Novelist as a Vocation(41)
In every age, in every society, imagination plays a crucial role.
One opposite of imagination is “efficiency.” And one of the factors that drove tens of thousands of people from their homes in Fukushima was this very “efficiency.” The notion that nuclear-power generation is efficient energy and is good for the community, and the lie cooked up out of the notion—namely, the so-called safety myth—brought this tragic situation, this unrecoverable disaster, upon our nation. It’s fair to say that this was a defeat for our imagination. But even now it’s not too late. We have to establish an axis of free thought and individual ideas that can counter this short-circuited, dangerous set of values. And then extend this ideological axis to the broader community.
This isn’t to say that I hope school education simply “enriches children’s imagination.” I’m not hoping for that much. When all is said and done, the ones who will enrich children’s imaginations are children themselves. Not teachers, not educational facilities. And certainly not educational policies of the country or local government. Not all children have a rich imagination. Just like some children are fast runners and others are not. Some children have a rich imagination, and others—though no doubt they display amazing talents in other areas—aren’t what you’d called very imaginative. It’s only to be expected. That’s society. If “Let’s enrich children’s imagination” becomes a set goal, though, then things will go bad all over again.
What I hope for from schools is simply that they do not suppress the imagination of children who are naturally imaginative. That’s enough. I want them to provide an environment in which each person’s individuality can thrive. Do that, and schools will become fuller, freer places. Simultaneously, society itself will also become a fuller, freer place.
As one novelist, those are my thoughts. Not that my thinking about this will change anything.
What Kind of Characters Should I Include?
I’m often asked if any characters in my novels are based on real people. On the whole, the answer is no, though sometimes it’s yes. I’ve written a lot of novels, but only two or three times have I intentionally, from the start, had a real person in mind when I created a character. When I did, I was a bit nervous that somebody might detect that the character was modeled on somebody—especially if the person who did was the one the character was based on (in all cases they were secondary characters in the novels)—but fortunately no one’s ever pointed that out, not even once. I might model the character after a real person, but I always carefully and diligently rework the character so people won’t recognize him. Probably the person himself doesn’t, either.

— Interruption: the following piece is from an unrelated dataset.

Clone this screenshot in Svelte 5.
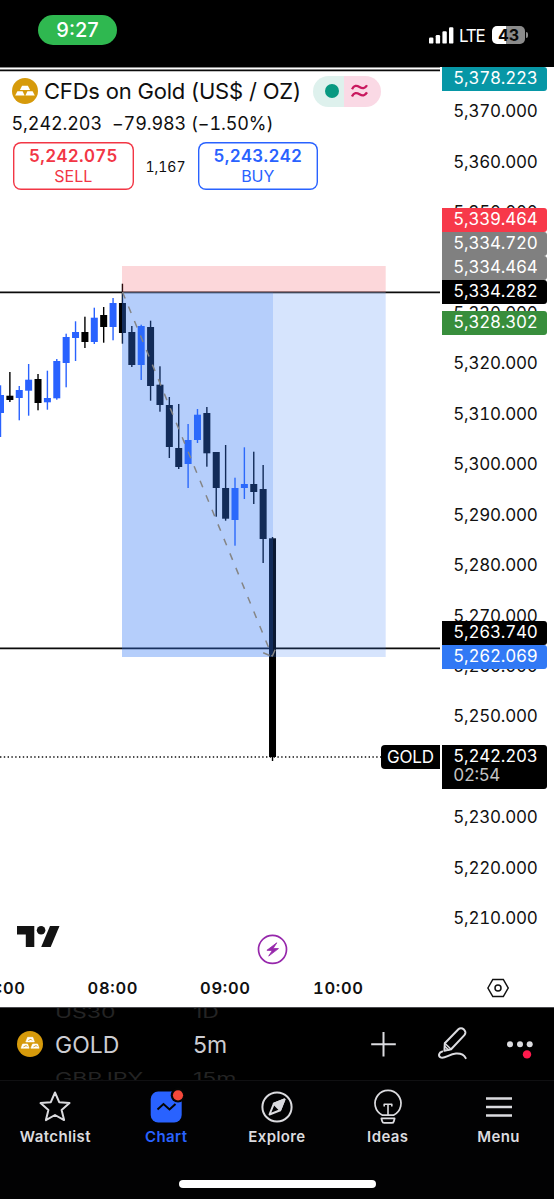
<script>
  const STEP = 9.38;
  const priceY = (p) => 112 + (5370 - p) * 5.044;
  const candleX = (i) => 0.5 + i * STEP;

  // [body top, body bottom, wick top, wick bottom, up?]
  const candles = [
    [395, 413, 385.3, 437, 1],
    [395.7, 400, 372, 402, 0],
    [390, 398, 386, 420.3, 1],
    [379.7, 390.7, 364, 415.7, 1],
    [379, 403, 374, 410.3, 0],
    [398, 402.3, 370.7, 409.7, 1],
    [361, 398.3, 359, 399.7, 1],
    [337, 363, 333.7, 387.3, 1],
    [332, 338, 321.3, 361, 1],
    [332, 342, 316.7, 348, 0],
    [317.7, 342, 307.7, 344, 1],
    [315, 327, 307, 342.7, 0],
    [303, 327, 298, 340.3, 1],
    [303, 333, 283.7, 343.7, 0],
    [332, 365, 326, 367, 0],
    [326, 365, 324.7, 380, 1],
    [327, 386, 320.7, 400.7, 0],
    [384.7, 405, 366.3, 411.7, 0],
    [405, 447, 397, 458, 0],
    [448, 467, 404, 469, 0],
    [440, 464, 424, 488, 1],
    [414.7, 440, 409, 443, 1],
    [413, 453.3, 407, 466.7, 0],
    [452, 488, 452, 516.7, 0],
    [488, 518.7, 445, 520.7, 0],
    [488, 520, 477.7, 545.7, 1],
    [484, 488, 447.3, 499, 1],
    [484, 492, 451.7, 504, 0],
    [489, 539, 465, 563, 0],
    [538.3, 757, 537, 761, 0],
  ];

  const ticks = [5370, 5360, 5350, 5330, 5320, 5310, 5300, 5290, 5280, 5270, 5260, 5250, 5230, 5220, 5210];

  const labels = [
    { text: '5,378.223', top: 67, h: 24, color: '#0797a6' },
    { text: '5,339.464', top: 208, h: 24, color: '#f7394a' },
    { text: '5,334.720', top: 232, h: 24, color: '#808080' },
    { text: '5,334.464', top: 256, h: 24, color: '#808080' },
    { text: '5,334.282', top: 280, h: 24, color: '#000' },
    { text: '5,328.302', top: 311, h: 24, color: '#388e3c' },
    { text: '5,263.740', top: 621, h: 24, color: '#000' },
    { text: '5,262.069', top: 645, h: 24, color: '#3179f5' },
    { text: '5,242.203', top: 745, h: 44, color: '#000', sub: '02:54' },
  ];

  const times = [
    { x: 0, text: '07:00' },
    { x: 112.5, text: '08:00' },
    { x: 225, text: '09:00' },
    { x: 338, text: '10:00' },
  ];

  const fmt = (n) => n.toLocaleString('en-US', { minimumFractionDigits: 3 });
</script>

{#snippet gold(detail)}
  <svg class="gold" viewBox="0 0 26 26" width="26" height="26">
    <circle cx="13" cy="13" r="13" fill="#d69a0b" />
    {#if detail}
      <g fill="#fff" stroke="#fff" stroke-width=".6" stroke-linejoin="round">
        <path d="M10.6 6.3h5.2l1.6 4.6H8.8z" />
        <path d="M5.6 13h5l1.5 4.2H4.1z" />
        <path d="M15.6 13h5l1.5 4.2h-8.2z" />
      </g>
      <path d="M11.2 9.5l2.8-1.3 1 1.3M6.5 15.8l2.8-1.3 1 1.3M16.5 15.8l2.8-1.3 1 1.3" fill="none" stroke="#d69a0b" stroke-width=".9" />
    {:else}
      <g fill="#fff">
        <path d="M10.1 7.7h5.8l2.2 4.4H7.9z" />
        <path d="M5.4 13.2h5.2l2 4.2H3.2z" />
        <path d="M15.4 13.2h5.2l2.2 4.2h-9.4z" />
      </g>
    {/if}
  </svg>
{/snippet}

<div class="screen">
  <header class="status">
    <span class="clock">9:27</span>
    <div class="signal">
      <svg width="25" height="17" viewBox="0 0 25 17" fill="#fff">
        <rect x="0" y="10.6" width="4.4" height="6" rx="1.2" />
        <rect x="6.7" y="8" width="4.4" height="8.6" rx="1.2" />
        <rect x="13.4" y="4.2" width="4.4" height="12.4" rx="1.2" />
        <rect x="20" y="0.2" width="4.4" height="16.4" rx="1.2" />
      </svg>
      <span class="lte">LTE</span>
      <span class="battery">43</span>
      <i class="nub"></i>
    </div>
  </header>

  <section class="chart">
    <svg class="plot" width="441" height="940" viewBox="0 67 441 940">
      <g stroke="#0b0b0b" stroke-width="1.7">
        <line x1="0" x2="440" y1="70.3" y2="70.3" />
        <line x1="0" x2="440" y1="292.3" y2="292.3" />
        <line x1="0" x2="440" y1="648.3" y2="648.3" />
      </g>
      <line x1="0" x2="440" y1="67.5" y2="67.5" stroke="#8a8a8a" />
      <line x1="0" x2="381" y1="757" y2="757" stroke="#111" stroke-width="1.3" stroke-dasharray="1.4 2.4" />

      {#each candles as [top, bottom, high, low, up], i}
        <g fill={up ? '#2962ff' : '#000'}>
          <rect x={candleX(i) - 0.7} y={high} width="1.4" height={low - high} />
          <rect x={candleX(i) - 3.5} y={top} width="7" height={bottom - top} />
        </g>
      {/each}

      <!-- short position: stop zone, target zone, filled part -->
      <rect x="122" y="266" width="263.7" height="26.3" fill="#f23645" fill-opacity=".2" />
      <rect x="122" y="292.3" width="263.7" height="364.7" fill="#3179f5" fill-opacity=".2" />
      <rect x="122" y="292.3" width="151" height="364.7" fill="#3179f5" fill-opacity=".2" />
      <line x1="122" x2="385.7" y1="292.6" y2="292.6" stroke="#787b86" stroke-opacity=".5" />
      <g fill="none" stroke="#858585" stroke-width="1.5">
        <line x1="122.5" y1="292" x2="272.3" y2="656.5" stroke-dasharray="7 8.7" />
        <path d="M263.2 652.8l9 3.7 3.7-8.6" stroke-dasharray="7 3" />
      </g>

      <path d="M385 745h55v24h-55a4 4 0 0 1-4-4v-16a4 4 0 0 1 4-4z" />
      <text class="tag" x="387" y="763" textLength="47">GOLD</text>

      <g fill="#131313">
        <path d="M17 926h17.3v21h-8.5v-12.5H17z" />
        <circle cx="41.1" cy="930.3" r="4.3" />
        <path d="M50 926h9.5l-8.8 21h-9.5z" />
      </g>

      <circle cx="272.5" cy="949.4" r="14" fill="#fff" stroke="#9627ab" stroke-width="1.7" />
      <path d="M276.8 942.8l-9.9 7.5 5.4.2-3.6 5.6 9.8-7.5-5.4-.2z" fill="#9627ab" stroke="#9627ab" stroke-width=".8" stroke-linejoin="round" />

      {#each times as t}
        <text class="time" x={t.x} y="994.3" textLength="50">{t.text}</text>
      {/each}
    </svg>

    <svg class="axis" width="113" height="940" viewBox="441 67 113 940">
      {#each ticks as p}
        <text x="453.3" y={priceY(p) + 5.2} textLength="84.5">{fmt(p)}</text>
      {/each}
      {#each labels as l}
        <path d="M442 {l.top}h102a3 3 0 0 1 3 3v{l.h - 6}a3 3 0 0 1 -3 3h-102z" fill={l.color} />
        <text class="light" x="453.3" y={l.top + 17} textLength="84.5">{l.text}</text>
        {#if l.sub}
          <text class="sub" x="453.3" y={l.top + 36.4} textLength="47">{l.sub}</text>
        {/if}
      {/each}
      <g fill="none" stroke="#111" stroke-width="1.5">
        <path d="M487.9 988l4.9-8.6h10.5l4.9 8.6-4.9 8.6h-10.5z" />
        <circle cx="498" cy="988" r="3" />
      </g>
    </svg>

    <div class="legend">
      <div class="title">
        {@render gold(false)}
        <span class="name">CFDs on Gold (US$ / OZ)</span>
        <div class="market">
          <span class="open"><i></i></span>
          <span class="approx">
            <svg width="17" height="14" viewBox="0 0 17 14" fill="none" stroke="#c9195f" stroke-width="2.3">
              <path d="M1 5.2C3 1.2 5.6 1.2 8.5 3S14 4.7 16 1.2" />
              <path d="M1 12.4c2-4 4.6-4 7.5-2.2S14 11.900 16 8.400" />
            </svg>
          </span>
        </div>
      </div>
      <div class="quote"><span class="last">5,242.203</span><span class="change">−79.983 (−1.50%)</span></div>
      <div class="trade">
        <div class="order sell"><b>5,242.075</b><span>SELL</span></div>
        <span class="spread">1,167</span>
        <div class="order buy"><b>5,243.242</b><span>BUY</span></div>
      </div>
    </div>
  </section>

  <section class="toolbar">
    {@render gold(true)}
    <div class="wheel symbol">
      <span class="prev">US30</span>
      <span class="current">GOLD</span>
      <span class="next">GBPJPY</span>
    </div>
    <div class="wheel interval">
      <span class="prev">1D</span>
      <span class="current">5m</span>
      <span class="next">15m</span>
    </div>
    <svg class="tools" width="190" height="40" viewBox="364 1024 190 40" fill="none" stroke="#dcdce0" stroke-width="2">
      <path d="M371.2 1044.2h24.6M383.5 1032v24.5" />
      <g stroke-linecap="round" stroke-linejoin="round">
        <path d="M444.8 1043.3l13.6-14a3.6 3.6 0 0 1 5.2 0l.8.8a3.6 3.6 0 0 1 0 5l-13.3 14.2-6.7 1.5z" />
        <path d="M444.8 1043.3l6.3 6M445 1046.5l3.8 3.6" stroke-width="1.5" />
        <path d="M442.3 1051.5c-3.600.8-4.300 4.300-1.700 5.800 3.600 2 8.400-3.200 15.400-3.700 4.700-.3 8.200 1.400 9.700 4.600" />
      </g>
      <g fill="#dcdce0" stroke="none">
        <circle cx="510" cy="1044.2" r="3" />
        <circle cx="520" cy="1044.2" r="3" />
        <circle cx="529.7" cy="1044.2" r="3" />
      </g>
      <circle cx="527" cy="1054.4" r="4.2" fill="#ff1a4d" stroke="none" />
    </svg>
  </section>

  <nav>
    <div class="item">
      <svg width="36" height="36" viewBox="0 0 36 36" fill="none" stroke="#dbdbdf" stroke-width="2" stroke-linejoin="round">
        <path d="M18 4.5l4.2 9.7 10.300.9-7.900 6.800 2.500 10.200L18 27l-9.100 5.100 2.500-10.200-7.900-6.800 10.300-.9z" />
      </svg>
      <span>Watchlist</span>
    </div>
    <div class="item active">
      <svg width="36" height="36" viewBox="0 0 36 36">
        <rect x="2.7" y="3.5" width="31" height="31" rx="7.5" fill="#2962ff" />
        <path d="M9.5 21.5l6-5.5 6 5.5 6-5.5" fill="none" stroke="#050505" stroke-width="2" />
        <circle cx="30" cy="7.3" r="7.3" fill="#050505" />
        <circle cx="30" cy="7.3" r="5.1" fill="#f5483b" />
      </svg>
      <span>Chart</span>
    </div>
    <div class="item">
      <svg width="36" height="36" viewBox="0 0 36 36" fill="none" stroke="#dbdbdf" stroke-width="2" stroke-linejoin="round">
        <circle cx="18" cy="19" r="14.6" />
        <path d="M25.5 11.5l-4.3 10.7-10.7 4.3 4.3-10.7z" />
        <path d="M25.5 11.5l-4.3 10.7-6.4-6.4z" fill="#dbdbdf" />
      </svg>
      <span>Explore</span>
    </div>
    <div class="item">
      <svg width="36" height="36" viewBox="0 0 36 36" fill="none" stroke="#dbdbdf" stroke-width="1.8" stroke-linejoin="round">
        <path d="M12.5 27.2a13 13 0 1 1 11 0z" />
        <path d="M11.4 30.4h13.2l-.8 3a2 2 0 0 1-2 1.5h-7.600a2 2 0 0 1-2-1.500z" />
        <path d="M14.2 18.5v-2.200h7.600v2.200M18 16.500v10.500" stroke-width="1.6" />
      </svg>
      <span>Ideas</span>
    </div>
    <div class="item">
      <svg width="36" height="36" viewBox="0 0 36 36" stroke="#dbdbdf" stroke-width="2.6">
        <path d="M5 10.5h26M5 19h26M5 27.5h26" />
      </svg>
      <span>Menu</span>
    </div>
  </nav>
  <div class="home"></div>
</div>

<style>
  :global(body) {
    background: #000;
  }
  .screen {
    width: 554px;
    height: 1199px;
    overflow: hidden;
    display: flex;
    flex-direction: column;
    background: #020203;
    font-family: Inter, "Liberation Sans", sans-serif;
    color: #0f0f0f;
  }
  svg {
    display: block;
    flex: none;
  }

  /* status bar */
  .status {
    height: 67px;
    flex: none;
    box-sizing: border-box;
    padding: 15px 26px 0 38px;
    display: flex;
    justify-content: space-between;
    background: #000;
    color: #fff;
  }
  .clock {
    width: 79px;
    height: 30px;
    border-radius: 15px;
    background: #2fb850;
    font-size: 20px;
    font-weight: 500;
    line-height: 31px;
    text-align: center;
  }
  .signal {
    display: flex;
    align-items: center;
    height: 40px;
  }
  .lte {
    width: 27px;
    margin: 1px 6px 0 5px;
    font-size: 17px;
    letter-spacing: -1.2px;
    white-space: nowrap;
  }
  .battery {
    width: 33px;
    height: 18px;
    border-radius: 5px;
    background: linear-gradient(90deg, #fff 43%, #8b8b8b 43%);
    color: #080808;
    font-size: 16px;
    font-weight: 700;
    line-height: 18px;
    text-align: center;
  }
  .nub {
    width: 2px;
    height: 6px;
    margin-left: 1px;
    border-radius: 0 2px 2px 0;
    background: #8b8b8b;
  }

  /* chart */
  .chart {
    position: relative;
    display: flex;
    height: 940px;
    flex: none;
    background: #fff;
  }
  text {
    font-size: 17px;
    font-variant-numeric: tabular-nums;
    fill: #111;
  }
  .tag,
  .light {
    fill: #fff;
  }
  .sub {
    fill: #c4c4c4;
  }
  .time {
    font-size: 16.5px;
    font-weight: 600;
    text-anchor: middle;
  }
  .legend {
    position: absolute;
    left: 12px;
    top: 8px;
  }
  .title {
    display: flex;
    align-items: center;
    height: 32px;
  }
  .name {
    width: 269px;
    margin-left: 6px;
    font-size: 22px;
    letter-spacing: -0.2px;
    white-space: nowrap;
  }
  .market {
    display: flex;
    width: 68px;
    height: 31px;
    border-radius: 16px;
    overflow: hidden;
  }
  .market span {
    flex: 1;
    display: flex;
    align-items: center;
  }
  .open {
    background: #def1ed;
  }
  .open i {
    width: 14px;
    height: 14px;
    margin-left: 11.5px;
    border-radius: 50%;
    background: #089981;
  }
  .approx {
    padding-left: 7px;
    background: #fad9e5;
  }
  .quote {
    display: flex;
    gap: 10px;
    height: 22px;
    margin: 6px 0 0 -0.5px;
    font-size: 18px;
    letter-spacing: -0.1px;
    line-height: 22px;
    font-variant-numeric: tabular-nums;
    white-space: nowrap;
  }
  .trade {
    display: flex;
    align-items: center;
    margin: 7px 0 0 1px;
    font-size: 16px;
    font-variant-numeric: tabular-nums;
  }
  .order {
    box-sizing: border-box;
    width: 120.5px;
    height: 48px;
    box-shadow: inset 0 0 0 1.4px currentColor;
    border-radius: 8px;
    display: flex;
    flex-direction: column;
    align-items: center;
    padding-top: 4px;
    line-height: 20px;
  }
  .order b {
    font-size: 17px;
    font-weight: 600;
    letter-spacing: 0.3px;
    margin-right: -0.3px;
  }
  .sell {
    color: #f23645;
  }
  .buy {
    color: #2962ff;
  }
  .spread {
    width: 64px;
    text-align: center;
    font-size: 14px;
  }

  /* symbol / interval wheels and chart tools */
  .toolbar {
    display: flex;
    align-items: center;
    height: 74px;
    flex: none;
    box-sizing: border-box;
    padding-left: 17px;
    border-top: 1px solid #4a4a4e;
    border-bottom: 1px solid #101012;
    background: #000;
    overflow: hidden;
  }
  .wheel {
    display: flex;
    flex-direction: column;
    justify-content: center;
    height: 100px;
    padding-top: 2px;
    font-size: 23px;
    line-height: 33px;
    color: #cdcdd2;
    white-space: nowrap;
  }
  .symbol {
    width: 138px;
    margin-left: 12px;
  }
  .interval {
    width: 171px;
  }
  .prev,
  .next {
    color: #242424;
    transform: scaleY(0.72);
    transform-origin: left center;
  }

  nav {
    display: flex;
    height: 99px;
    flex: none;
  }
  .item {
    flex: 1;
    display: flex;
    flex-direction: column;
    align-items: center;
    padding-top: 7px;
    font-size: 15px;
    font-weight: 600;
    letter-spacing: 0.4px;
    line-height: 20px;
    color: #dbdbdf;
  }
  .item span {
    margin-top: 3px;
  }
  .active {
    color: #2962ff;
  }
  .home {
    width: 197px;
    height: 8px;
    margin: 0 auto;
    border-radius: 4px;
    background: #fff;
  }
</style>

What happens more often is that people claim that the characters I haven’t based on anyone, the imaginary ones I totally made up, are modeled after real people. In some cases there are even people who swear that a certain character is based on them. Somerset Maugham was actually sued by a person he’d never met and never even heard of, who claimed that one of Maugham’s novels was based on him. In the novel Maugham depicted each of the characters in a very vivid, real way, in some cases quite nastily (or, to put a better spin on it, satirically), which made the person’s reaction even more intense. When he read Maugham’s skillful depictions of the characters, this person must have felt he was being personally criticized and belittled.
In most cases, the characters who appear in my novels naturally emerge from the flow of the story. Except for a few rare cases, I never decide ahead of time that I’ll present a certain type of character. As I write, a kind of axis emerges that makes it possible for the appearance of certain characters, and I go ahead and add one detail after another as I see fit, like iron scraps attach to a magnet. And in this way an overall picture of a person emerges. Afterwards I often think that certain details bear a resemblance of sorts to a real person, but I never start out thinking I’ll use an aspect of a real person to create a character. Most of the process happens automatically. In other words, as I create the character, I think it’s more that I almost unconsciously pull out information and various fragments from the cabinets in my brain and then weave them together.
I have my own name for this automatic process: the Automatic Dwarves. I’ve almost always driven stick-shift cars, and the first time I drove an automatic, I had a feeling like there must be dwarves living inside the gear box, each in charge of operating a separate gear. And I also had a faint anxiety that someday those dwarves would decide they’d had enough of slaving away for someone else, stop work, and go on strike, and my car would suddenly stop working right in the middle of the highway.
I know you’ll laugh to hear me say this, but when it comes to the process of creating characters it’s like those Automatic Dwarves living in my unconscious are, despite a bit of grumbling, somehow managing to work hard. And all I do is diligently copy it all down. Naturally what I write isn’t neatly organized as a ready-to-go novel, so later I rework it a number of times, changing its form. That rewriting process is more conscious and logical. But the creation of the prototype is an unconscious and intuitive process. There’s no choice, really. I have to do it this way or my characters will turn out unnatural and dead. That’s why, in the beginning stage of the process, I leave everything up to these Automatic Dwarves.